▸ **TASK INSTRUCTIONS**: Return every record below exactly as written, omitting any pictures.

**** RECORDED INFORMATION ****

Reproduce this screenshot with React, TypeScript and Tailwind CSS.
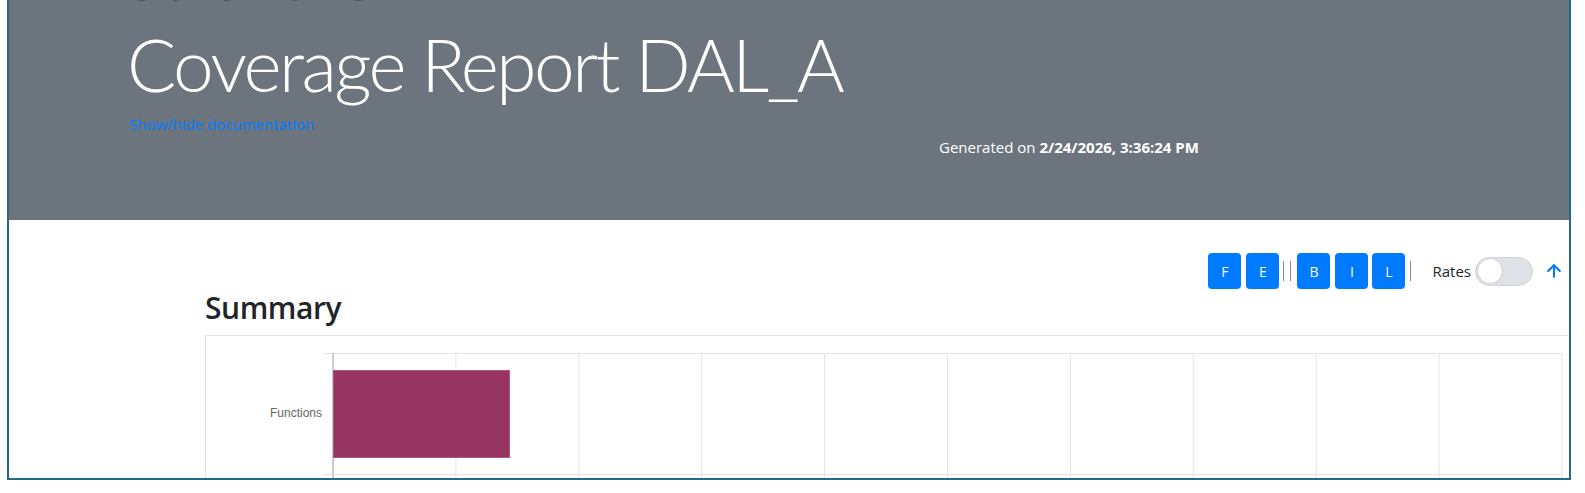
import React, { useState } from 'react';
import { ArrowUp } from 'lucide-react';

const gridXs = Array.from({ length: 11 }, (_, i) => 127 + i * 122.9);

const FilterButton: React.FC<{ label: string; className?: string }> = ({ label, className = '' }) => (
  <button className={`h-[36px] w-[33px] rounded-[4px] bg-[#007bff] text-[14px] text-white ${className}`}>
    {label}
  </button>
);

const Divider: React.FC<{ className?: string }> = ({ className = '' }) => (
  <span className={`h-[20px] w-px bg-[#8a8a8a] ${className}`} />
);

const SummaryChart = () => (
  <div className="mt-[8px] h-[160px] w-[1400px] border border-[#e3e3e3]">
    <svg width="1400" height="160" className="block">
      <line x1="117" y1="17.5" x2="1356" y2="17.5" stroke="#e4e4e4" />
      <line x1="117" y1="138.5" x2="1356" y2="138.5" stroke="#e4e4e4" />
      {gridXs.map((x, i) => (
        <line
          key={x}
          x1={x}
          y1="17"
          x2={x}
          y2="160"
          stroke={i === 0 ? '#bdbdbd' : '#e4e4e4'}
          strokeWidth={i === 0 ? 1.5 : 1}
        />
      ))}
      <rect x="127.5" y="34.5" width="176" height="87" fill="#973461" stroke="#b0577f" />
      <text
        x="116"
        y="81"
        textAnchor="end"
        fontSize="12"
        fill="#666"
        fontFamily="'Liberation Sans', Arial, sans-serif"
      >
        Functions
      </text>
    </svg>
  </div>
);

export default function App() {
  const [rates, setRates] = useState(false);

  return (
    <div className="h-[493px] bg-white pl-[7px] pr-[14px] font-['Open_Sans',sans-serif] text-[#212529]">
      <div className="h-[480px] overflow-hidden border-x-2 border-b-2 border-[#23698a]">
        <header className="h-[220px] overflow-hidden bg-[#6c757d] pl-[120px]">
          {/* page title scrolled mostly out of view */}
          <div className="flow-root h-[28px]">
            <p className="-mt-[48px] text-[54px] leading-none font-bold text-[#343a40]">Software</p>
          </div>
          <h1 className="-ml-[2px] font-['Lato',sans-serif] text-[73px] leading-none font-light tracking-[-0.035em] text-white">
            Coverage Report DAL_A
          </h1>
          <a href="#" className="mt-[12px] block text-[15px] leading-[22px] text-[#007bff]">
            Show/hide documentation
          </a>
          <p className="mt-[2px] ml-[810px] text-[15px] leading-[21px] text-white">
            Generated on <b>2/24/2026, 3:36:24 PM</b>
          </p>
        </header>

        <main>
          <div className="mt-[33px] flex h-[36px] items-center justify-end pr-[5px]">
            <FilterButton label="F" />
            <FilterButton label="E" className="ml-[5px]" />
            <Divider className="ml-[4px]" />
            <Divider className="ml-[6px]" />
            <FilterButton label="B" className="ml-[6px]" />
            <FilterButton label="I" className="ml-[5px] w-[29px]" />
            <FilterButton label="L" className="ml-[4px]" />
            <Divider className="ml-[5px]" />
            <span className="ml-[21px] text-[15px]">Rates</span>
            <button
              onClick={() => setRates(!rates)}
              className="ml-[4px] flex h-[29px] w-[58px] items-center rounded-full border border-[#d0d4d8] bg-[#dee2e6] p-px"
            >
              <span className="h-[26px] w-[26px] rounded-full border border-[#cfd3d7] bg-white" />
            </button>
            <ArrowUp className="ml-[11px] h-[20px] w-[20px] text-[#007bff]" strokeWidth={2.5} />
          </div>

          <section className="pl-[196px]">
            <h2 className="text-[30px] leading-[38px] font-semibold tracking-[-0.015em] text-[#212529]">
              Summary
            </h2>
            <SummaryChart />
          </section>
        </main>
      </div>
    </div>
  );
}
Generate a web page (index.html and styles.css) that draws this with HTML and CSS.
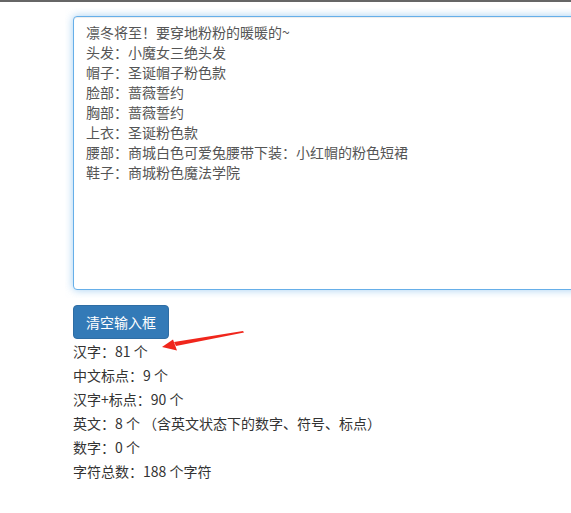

****

▸ **EXERCISE OUTPUT**:
Reproduce this screenshot with React, TypeScript and Tailwind CSS.
import React, { useState } from 'react';
import { ArrowUp } from 'lucide-react';

const gridXs = Array.from({ length: 11 }, (_, i) => 127 + i * 122.9);

const FilterButton: React.FC<{ label: string; className?: string }> = ({ label, className = '' }) => (
  <button className={`h-[36px] w-[33px] rounded-[4px] bg-[#007bff] text-[14px] text-white ${className}`}>
    {label}
  </button>
);

const Divider: React.FC<{ className?: string }> = ({ className = '' }) => (
  <span className={`h-[20px] w-px bg-[#8a8a8a] ${className}`} />
);

const SummaryChart = () => (
  <div className="mt-[8px] h-[160px] w-[1400px] border border-[#e3e3e3]">
    <svg width="1400" height="160" className="block">
      <line x1="117" y1="17.5" x2="1356" y2="17.5" stroke="#e4e4e4" />
      <line x1="117" y1="138.5" x2="1356" y2="138.5" stroke="#e4e4e4" />
      {gridXs.map((x, i) => (
        <line
          key={x}
          x1={x}
          y1="17"
          x2={x}
          y2="160"
          stroke={i === 0 ? '#bdbdbd' : '#e4e4e4'}
          strokeWidth={i === 0 ? 1.5 : 1}
        />
      ))}
      <rect x="127.5" y="34.5" width="176" height="87" fill="#973461" stroke="#b0577f" />
      <text
        x="116"
        y="81"
        textAnchor="end"
        fontSize="12"
        fill="#666"
        fontFamily="'Liberation Sans', Arial, sans-serif"
      >
        Functions
      </text>
    </svg>
  </div>
);

export default function App() {
  const [rates, setRates] = useState(false);

  return (
    <div className="h-[493px] bg-white pl-[7px] pr-[14px] font-['Open_Sans',sans-serif] text-[#212529]">
      <div className="h-[480px] overflow-hidden border-x-2 border-b-2 border-[#23698a]">
        <header className="h-[220px] overflow-hidden bg-[#6c757d] pl-[120px]">
          {/* page title scrolled mostly out of view */}
          <div className="flow-root h-[28px]">
            <p className="-mt-[48px] text-[54px] leading-none font-bold text-[#343a40]">Software</p>
          </div>
          <h1 className="-ml-[2px] font-['Lato',sans-serif] text-[73px] leading-none font-light tracking-[-0.035em] text-white">
            Coverage Report DAL_A
          </h1>
          <a href="#" className="mt-[12px] block text-[15px] leading-[22px] text-[#007bff]">
            Show/hide documentation
          </a>
          <p className="mt-[2px] ml-[810px] text-[15px] leading-[21px] text-white">
            Generated on <b>2/24/2026, 3:36:24 PM</b>
          </p>
        </header>

        <main>
          <div className="mt-[33px] flex h-[36px] items-center justify-end pr-[5px]">
            <FilterButton label="F" />
            <FilterButton label="E" className="ml-[5px]" />
            <Divider className="ml-[4px]" />
            <Divider className="ml-[6px]" />
            <FilterButton label="B" className="ml-[6px]" />
            <FilterButton label="I" className="ml-[5px] w-[29px]" />
            <FilterButton label="L" className="ml-[4px]" />
            <Divider className="ml-[5px]" />
            <span className="ml-[21px] text-[15px]">Rates</span>
            <button
              onClick={() => setRates(!rates)}
              className="ml-[4px] flex h-[29px] w-[58px] items-center rounded-full border border-[#d0d4d8] bg-[#dee2e6] p-px"
            >
              <span className="h-[26px] w-[26px] rounded-full border border-[#cfd3d7] bg-white" />
            </button>
            <ArrowUp className="ml-[11px] h-[20px] w-[20px] text-[#007bff]" strokeWidth={2.5} />
          </div>

          <section className="pl-[196px]">
            <h2 className="text-[30px] leading-[38px] font-semibold tracking-[-0.015em] text-[#212529]">
              Summary
            </h2>
            <SummaryChart />
          </section>
        </main>
      </div>
    </div>
  );
}
Generate a web page (index.html and styles.css) that draws this with HTML and CSS.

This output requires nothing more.